Ya, karena pembelinya adalah “mohon maaf” seorang tuna netra. Aku menyebut asma Allah dalam hati, luar biasa orang ini. Kulihat dia merogoh kantongnya, mencari-cari dan membayarnya.
Peristiwa itu terus kuperhatikan dan tak kulewatkan, “sungguh hebat orang ini” gumamku dalam hati.
Ia mampu melakukan apa yang dilakukan oleh orang normal, dan dia tidak meminta belas kasihan dari seorangpun dan semua ia lakukan sendiri. Aku termenung sejenak, melihat ia membayar dengan uang pas, dan berlalu dengan tongkatnya, sendirian dan berjalan kaki.
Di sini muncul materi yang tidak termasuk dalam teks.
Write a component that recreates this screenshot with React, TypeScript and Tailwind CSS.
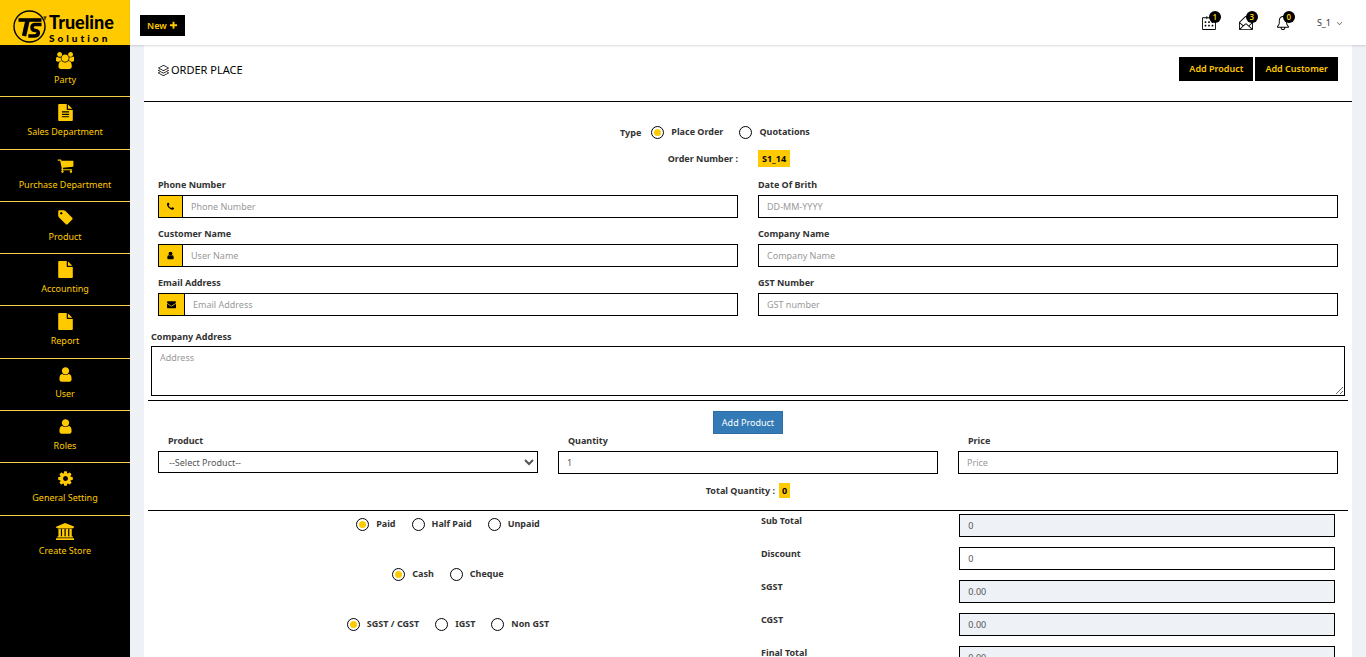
import { useState } from "react";
import type { ReactNode } from "react";
import { SlArrowDown, SlBell, SlCalender, SlEnvelopeOpen, SlLayers } from "react-icons/sl";

const ICONS = {
	users: {
		width: 1920,
		d: "M593 896q-162 5-265 128h-134q-82 0-138-40.5t-56-118.5q0-353 124-353 6 0 43.5 21t97.5 42.5 119 21.5q67 0 133-23-5 37-5 66 0 159 93 287zm1071 637q0 120-73 189.5t-194 69.5h-874q-121 0-194-69.5t-73-189.5q0-53 3.5-103.5t14-109 26.5-108.5 43-97.5 62-81 85.5-53.5 111.5-20q10 0 43 21.5t73 48 107 48 135 21.5 135-21.5 107-48 73-48 43-21.5q61 0 111.5 20t85.5 53.5 62 81 43 97.5 26.5 108.5 14 109 3.5 103.5zm-1024-1277q0 106-75 181t-181 75-181-75-75-181 75-181 181-75 181 75 75 181zm704 384q0 159-112.5 271.5t-271.5 112.5-271.5-112.5-112.5-271.5 112.5-271.5 271.5-112.5 271.5 112.5 112.5 271.5zm576 225q0 78-56 118.5t-138 40.5h-134q-103-123-265-128 93-128 93-287 0-29-5-66 66 23 133 23 59 0 119-21.5t97.5-42.5 43.5-21q124 0 124 353zm-128-609q0 106-75 181t-181 75-181-75-75-181 75-181 181-75 181 75 75 181z",
	},
	fileText: {
		width: 1792,
		d: "M1596 476q14 14 28 36h-472v-472q22 14 36 28zm-476 164h544v1056q0 40-28 68t-68 28h-1344q-40 0-68-28t-28-68v-1600q0-40 28-68t68-28h800v544q0 40 28 68t68 28zm160 736v-64q0-14-9-23t-23-9h-704q-14 0-23 9t-9 23v64q0 14 9 23t23 9h704q14 0 23-9t9-23zm0-256v-64q0-14-9-23t-23-9h-704q-14 0-23 9t-9 23v64q0 14 9 23t23 9h704q14 0 23-9t9-23zm0-256v-64q0-14-9-23t-23-9h-704q-14 0-23 9t-9 23v64q0 14 9 23t23 9h704q14 0 23-9t9-23z",
	},
	file: {
		width: 1792,
		d: "M1152 512v-472q22 14 36 28l408 408q14 14 28 36h-472zm-128 32q0 40 28 68t68 28h544v1056q0 40-28 68t-68 28h-1344q-40 0-68-28t-28-68v-1600q0-40 28-68t68-28h800v544z",
	},
	cart: {
		width: 1792,
		d: "M704 1536q0 52-38 90t-90 38-90-38-38-90 38-90 90-38 90 38 38 90zm896 0q0 52-38 90t-90 38-90-38-38-90 38-90 90-38 90 38 38 90zm128-1088v512q0 24-16.5 42.5t-40.5 21.5l-1044 122q13 60 13 70 0 16-24 64h920q26 0 45 19t19 45-19 45-45 19h-1024q-26 0-45-19t-19-45q0-11 8-31.5t16-36 21.5-40 15.5-29.5l-177-823h-204q-26 0-45-19t-19-45 19-45 45-19h256q16 0 28.5 6.5t19.5 15.5 13 24.5 8 26 5.5 29.5 4.5 26h1201q26 0 45 19t19 45z",
	},
	tag: {
		width: 1792,
		d: "M576 448q0-53-37.5-90.5t-90.5-37.5-90.5 37.5-37.5 90.5 37.5 90.5 90.5 37.5 90.5-37.5 37.5-90.5zm1067 576q0 53-37 90l-491 492q-39 37-91 37-53 0-90-37l-715-716q-38-37-64.5-101t-26.5-117v-416q0-52 38-90t90-38h416q53 0 117 26.5t102 64.5l715 714q37 39 37 91z",
	},
	user: {
		width: 1792,
		d: "M1536 1399q0 109-62.5 187t-150.5 78h-854q-88 0-150.5-78t-62.5-187q0-85 8.5-160.5t31.5-152 58.5-131 94-89 134.5-34.5q131 128 313 128t313-128q76 0 134.5 34.5t94 89 58.5 131 31.5 152 8.5 160.5zm-256-887q0 159-112.5 271.5t-271.5 112.5-271.5-112.5-112.5-271.5 112.5-271.5 271.5-112.5 271.5 112.5 112.5 271.5z",
	},
	cog: {
		width: 1792,
		d: "M1152 896q0-106-75-181t-181-75-181 75-75 181 75 181 181 75 181-75 75-181zm512-109v222q0 12-8 23t-20 13l-185 28q-19 54-39 91 35 50 107 138 10 12 10 25t-9 23q-27 37-99 108t-94 71q-12 0-26-9l-138-108q-44 23-91 38-16 136-29 186-7 28-36 28h-222q-14 0-24.5-8.5t-11.5-21.5l-28-184q-49-16-90-37l-141 107q-10 9-25 9-14 0-25-11-126-114-165-168-7-10-7-23 0-12 8-23 15-21 51-66.5t54-70.5q-27-50-41-99l-183-27q-13-2-21-12.5t-8-23.5v-222q0-12 8-23t19-13l186-28q14-46 39-92-40-57-107-138-10-12-10-24 0-10 9-23 26-36 98.5-107.5t94.5-71.5q13 0 26 10l138 107q44-23 91-38 16-136 29-186 7-28 36-28h222q14 0 24.5 8.5t11.5 21.5l28 184q49 16 90 37l142-107q9-9 24-9 13 0 25 10 129 119 165 170 7 8 7 22 0 12-8 23-15 21-51 66.5t-54 70.5q26 50 41 98l183 28q13 2 21 12.5t8 23.5z",
	},
	bank: {
		width: 1920,
		d: "M960 0l960 384v128h-128q0 26-20.5 45t-48.5 19h-1526q-28 0-48.5-19t-20.5-45h-128v-128zm-704 640h256v768h128v-768h256v768h128v-768h256v768h128v-768h256v768h59q28 0 48.5 19t20.5 45v64h-1664v-64q0-26 20.5-45t48.5-19h59v-768zm1595 960q28 0 48.5 19t20.5 45v128h-1920v-128q0-26 20.5-45t48.5-19h1782z",
	},
	plus: {
		width: 1792,
		d: "M1600 736v192q0 40-28 68t-68 28h-416v416q0 40-28 68t-68 28h-192q-40 0-68-28t-28-68v-416h-416q-40 0-68-28t-28-68v-192q0-40 28-68t68-28h416v-416q0-40 28-68t68-28h192q40 0 68 28t28 68v416h416q40 0 68 28t28 68z",
	},
	phone: {
		width: 1792,
		d: "M1600 1240q0 27-10 70.5t-21 68.5q-21 50-122 106-94 51-186 51-27 0-53-3.5t-57.5-12.5-47-14.5-55.5-20.5-49-18q-98-35-175-83-127-79-264-216t-216-264q-48-77-83-175-3-9-18-49t-20.5-55.5-14.5-47-12.5-57.5-3.5-53q0-92 51-186 56-101 106-122 25-11 68.5-21t70.5-10q14 0 21 3 18 6 53 76 11 19 30 54t35 63.5 31 53.5q3 4 17.5 25t21.5 35.5 7 28.5q0 20-28.5 50t-62 55-62 53-28.5 46q0 9 5 22.5t8.5 20.5 14 24 11.5 19q76 137 174 235t235 174q2 1 19 11.5t24 14 20.5 8.5 22.5 5q18 0 46-28.5t53-62 55-62 50-28.5q14 0 28.5 7t35.5 21.5 25 17.5q25 15 53.5 31t63.5 35 54 30q70 35 76 53 3 7 3 21z",
	},
	envelope: {
		width: 1792,
		d: "M1792 710v794q0 66-47 113t-113 47h-1472q-66 0-113-47t-47-113v-794q44 49 101 87 362 246 497 345 57 42 92.5 65.5t94.5 48 110 24.5h2q51 0 110-24.5t94.5-48 92.5-65.5q170-123 498-345 57-39 100-87zm0-294q0 79-49 151t-122 123q-376 261-468 325-10 7-42.5 31t-54 38.5-52 32.5-57.5 27-50 9h-2q-23 0-50-9t-57.5-27-52-32.5-54-38.5-42.5-31q-91-64-262-182.5t-205-142.5q-62-42-117-115.5t-55-136.5q0-78 41.5-130t118.5-52h1472q65 0 112.5 47t47.5 113z",
	},
};

type IconName = keyof typeof ICONS;

function Icon({ name, className }: { name: IconName; className: string }) {
	const icon = ICONS[name];
	return (
		<svg viewBox={`0 0 ${icon.width} 1792`} className={className} fill="currentColor" aria-hidden="true">
			<path d={icon.d} />
		</svg>
	);
}

const MENU: { label: string; icon: IconName }[] = [
	{ label: "Party", icon: "users" },
	{ label: "Sales Department", icon: "fileText" },
	{ label: "Purchase Department", icon: "cart" },
	{ label: "Product", icon: "tag" },
	{ label: "Accounting", icon: "file" },
	{ label: "Report", icon: "file" },
	{ label: "User", icon: "user" },
	{ label: "Roles", icon: "user" },
	{ label: "General Setting", icon: "cog" },
	{ label: "Create Store", icon: "bank" },
];

const INPUT = "block h-[23px] w-full min-w-0 border border-black px-2 text-[9px] text-[#555] placeholder:text-[#999] outline-none";
const LABEL = "block text-[9px] leading-[13px] font-bold text-[#333]";

function Logo() {
	return (
		<a href="#" className="flex h-[45px] shrink-0 items-center gap-px bg-[#ffcb00] pl-3 text-black" aria-label="Trueline Solution">
			<svg viewBox="0 0 36 36" className="mt-2 size-9 shrink-0" fill="none" stroke="currentColor">
				<circle cx="17.5" cy="17.5" r="15.5" strokeWidth="1.4" />
				<path d="M6.5 11h23" strokeWidth="3.6" />
				<path d="M15.5 11.5l-3.5 15.5" strokeWidth="4.4" />
				<path d="M29.5 15.5h-6q-3.5 0-3.5 2.9t3.5 3.2q3.2.3 2.8 2.8t-4 2.5h-6" strokeWidth="3.5" />
				<path d="M31.5 8h3M33 8v3" strokeWidth="1" />
			</svg>
			<span className="flex flex-col pt-2.5">
				<span className="font-['Lato',sans-serif] text-lg leading-5 font-black">Trueline</span>
				<span className="font-['Lato',sans-serif] text-[10px] leading-3 font-black tracking-[3px]">Solution</span>
			</span>
		</a>
	);
}

function Sidebar() {
	return (
		<aside className="flex w-[130px] shrink-0 flex-col bg-black">
			<Logo />
			<nav className="grid h-[523px] auto-rows-fr divide-y divide-[#f3cf4a]">
				{MENU.map((item) => (
					<a key={item.label} href="#" className="flex flex-col items-center gap-1 pt-[7px] text-[9px] leading-[13px] text-[#ffcb00] hover:bg-neutral-900">
						<Icon name={item.icon} className="h-[17px]" />
						{item.label}
					</a>
				))}
			</nav>
		</aside>
	);
}

function Notification({ label, count, children }: { label: string; count: number; children: ReactNode }) {
	return (
		<button type="button" aria-label={label} className="relative text-sm text-black">
			{children}
			<span className="absolute -top-[5px] -right-[5px] flex size-3 items-center justify-center rounded-full bg-black text-[8px] leading-none font-semibold text-[#ffcb00]">
				{count}
			</span>
		</button>
	);
}

function TopBar() {
	return (
		<header className="z-10 flex h-[45px] shrink-0 items-center justify-between bg-white pr-6 pl-2.5 shadow-[0_1px_2px_rgba(0,0,0,0.15)]">
			<button type="button" className="mt-1.5 flex h-[21px] items-center gap-0.5 bg-black px-[7px] text-[9px] font-semibold text-[#ffcb00]">
				New
				<Icon name="plus" className="size-[9px]" />
			</button>
			<div className="flex items-center gap-[23px] pt-px">
				<Notification label="Calendar" count={1}><SlCalender /></Notification>
				<Notification label="Messages" count={3}><SlEnvelopeOpen /></Notification>
				<Notification label="Alerts" count={0}><SlBell /></Notification>
				<button type="button" className="ml-1 flex items-center gap-1.5 text-[9px] text-[#333]">
					S_1
					<SlArrowDown className="size-[5px] stroke-[50]" />
				</button>
			</div>
		</header>
	);
}

interface FieldProps {
	id: string;
	label: string;
	placeholder?: string;
	defaultValue?: string;
	icon?: IconName;
	inset?: boolean;
}

function Field({ id, label, placeholder, defaultValue, icon, inset }: FieldProps) {
	return (
		<div>
			<label htmlFor={id} className={`${LABEL} ${inset ? "pl-2.5" : ""} mb-1`}>{label}</label>
			<div className="flex">
				{icon && (
					<span className={`flex shrink-0 items-center justify-center border border-r-0 border-black bg-[#ffcb00] text-black ${icon === "envelope" ? "w-[26px]" : "w-6"}`}>
						<Icon name={icon} className="size-[9px]" />
					</span>
				)}
				<input id={id} type="text" placeholder={placeholder} defaultValue={defaultValue} className={INPUT} />
			</div>
		</div>
	);
}

function RadioGroup({ name, options, legend }: { name: string; options: string[]; legend: string }) {
	const [value, setValue] = useState(options[0]);
	return (
		<div role="radiogroup" aria-label={legend} className="flex items-center justify-center gap-4">
			{options.map((option) => (
				<label key={option} className="flex items-center gap-[7px] text-[9px] leading-[14px] font-bold text-[#333]">
					<input
						type="radio"
						name={name}
						checked={value === option}
						onChange={() => setValue(option)}
						className="grid size-[13px] appearance-none place-items-center rounded-full border border-black before:size-[7px] before:rounded-full checked:before:bg-[#ffcb00]"
					/>
					{option}
				</label>
			))}
		</div>
	);
}

const TOTALS = [
	{ id: "sub-total", label: "Sub Total", value: "0", readOnly: true },
	{ id: "discount", label: "Discount", value: "0", readOnly: false },
	{ id: "sgst", label: "SGST", value: "0.00", readOnly: true },
	{ id: "cgst", label: "CGST", value: "0.00", readOnly: true },
	{ id: "final-total", label: "Final Total", value: "0.00", readOnly: true },
];

function OrderForm() {
	return (
		<form className="pb-6" onSubmit={(e) => e.preventDefault()}>
			<div className="flex items-center justify-center gap-2.5 pt-[23px] pr-[66px]">
				<span className={LABEL}>Type</span>
				<RadioGroup name="type" legend="Type" options={["Place Order", "Quotations"]} />
			</div>
			<div className="mt-[11px] grid grid-cols-2 items-center gap-5 px-3.5 text-[9px] font-bold text-[#333]">
				<span className="text-right">Order Number :</span>
				<span className="justify-self-start bg-[#ffcb00] px-1 leading-[17px] text-black">S1_14</span>
			</div>

			<div className="mt-[11px] grid grid-cols-2 gap-x-5 gap-y-[9px] px-3.5">
				<Field id="phone" label="Phone Number" placeholder="Phone Number" icon="phone" />
				<Field id="dob" label="Date Of Brith" placeholder="DD-MM-YYYY" />
				<Field id="customer" label="Customer Name" placeholder="User Name" icon="user" />
				<Field id="company" label="Company Name" placeholder="Company Name" />
				<Field id="email" label="Email Address" placeholder="Email Address" icon="envelope" />
				<Field id="gst" label="GST Number" placeholder="GST number" />
			</div>

			<div className="mx-1 border-b border-black px-[3px] pt-3.5 pb-1">
				<label htmlFor="address" className={`${LABEL} mb-[3px]`}>Company Address</label>
				<textarea
					id="address"
					placeholder="Address"
					className="block h-[50px] w-full border border-black px-2 py-1 text-[9px] leading-[13px] text-[#555] outline-none placeholder:text-[#999]"
				/>
			</div>

			<div className="mx-1 border-b border-black px-2.5 pt-2.5 pb-3">
				<button type="button" className="mx-auto block h-[23px] border border-[#2e6da4] bg-[#337ab7] px-2 text-[9px] text-white">
					Add Product
				</button>
				<div className="grid grid-cols-3 gap-5">
					<div>
						<label htmlFor="product" className={`${LABEL} mb-1 pl-2.5`}>Product</label>
						<select id="product" className="block h-[22px] w-full border border-black bg-white px-1.5 text-[9px] text-[#555] outline-none">
							<option>--Select Product--</option>
						</select>
					</div>
					<Field id="quantity" label="Quantity" defaultValue="1" inset />
					<Field id="price" label="Price" placeholder="Price" inset />
				</div>
				<div className="mt-[9px] flex items-center justify-center gap-1 text-[9px] leading-[15px] font-bold text-[#333]">
					Total Quantity :
					<span className="bg-[#ffcb00] px-[3px] text-black">0</span>
				</div>
			</div>

			<div className="mx-1 grid grid-cols-2">
				<div className="flex flex-col gap-9 pt-1.5">
					<RadioGroup name="payment" legend="Payment status" options={["Paid", "Half Paid", "Unpaid"]} />
					<RadioGroup name="method" legend="Payment method" options={["Cash", "Cheque"]} />
					<RadioGroup name="tax" legend="Tax type" options={["SGST / CGST", "IGST", "Non GST"]} />
				</div>
				<div className="flex flex-col gap-2.5 px-[13px] pt-[3px]">
					{TOTALS.map((total) => (
						<div key={total.id} className="grid grid-cols-3">
							<label htmlFor={total.id} className={LABEL}>{total.label}</label>
							<div className="col-span-2 pl-[7px]">
								<input
									id={total.id}
									type="text"
									readOnly={total.readOnly}
									defaultValue={total.value}
									className={`${INPUT} ${total.readOnly ? "bg-[#eef1f5]" : "bg-white"}`}
								/>
							</div>
						</div>
					))}
				</div>
			</div>
		</form>
	);
}

export default function App() {
	return (
		<div className="flex h-screen overflow-hidden bg-[#eef1f5] font-['Noto_Sans',sans-serif]">
			<Sidebar />
			<div className="flex min-w-0 flex-1 flex-col">
				<TopBar />
				<main className="min-h-0 flex-1 overflow-y-auto px-3.5 [scrollbar-width:none]">
					<section className="bg-white">
						<div className="flex h-[57px] items-start justify-between border-b border-black px-3.5 pt-3">
							<h1 className="flex items-center gap-0.5 pt-1 text-[11px] leading-[18px] text-black">
								<SlLayers className="size-[11px]" />
								ORDER PLACE
							</h1>
							<div className="flex gap-0.5">
								<button type="button" className="h-6 bg-black px-2.5 text-[9px] font-semibold text-[#ffcb00]">Add Product</button>
								<button type="button" className="h-6 bg-black px-2.5 text-[9px] font-semibold text-[#ffcb00]">Add Customer</button>
							</div>
						</div>
						<OrderForm />
					</section>
				</main>
			</div>
		</div>
	);
}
Pria tersebut merupakan potret malam, yang semakin jauh dia beranjak, semakin aku sadari, bahwa semua tidak mengahambatnya untuk berbuat apapun yang ia mau, semua ia lakukan meskipun pelan-pelan. Ia memiliki semangat yang kadang-kadang tak dimiliki manusia normal. Ia “menamparku” seketika, tamparan keras untuk bergerak dan bersemangat dalam hidup, tidak peduli apapun keadaanmu.
Karena, sudah banyak yang kulihat dan kurasakan sendiri terhadap apa yang dapat dilakukan oleh manusia normal kebanyakan, tapi tak pernah ada kemauan untuk itu. Sedangkan pria tersebut, sungguh mantap jalannya, memberikan gambaran bahwa ia juga bisa berbuat sesuatu tanpa harus melihat kekurangannya.
Dunia ini terkadang memang terbalik, sebagian orang yang dikarunia kelebihan, kadang tak tahu apa yang harus dilakukan dan hanya berdiam diri mengharapkan hujan uang turun dari langit, tak ada karya dan tak ada usaha.
Sebagian yang lain, yang justru terkadang terlihat hanya sebelah mata, mampu berbuat lebih yang tak bisa dilakukan kebanyakan orang. Fantastis.
Aah, pria itu telah berlalu, hilang dibawah lampu-lampu jalan yang terang, mungkin beranjak pulang, dan aku? masih termenung sejanak, berfikir tentang inspirasi hidup disaat yang tidak aku duga sebelumnya.
Terimaksih kuucapkan untukmu pak, juga untuk-Mu Tuhanku sang permberi kehidupan.
Akhirnya akupun melanjutkan untuk menghabiskan makanku yang tinggal separuh lagi, tak lama setelah membayar, aku beranjak pulang.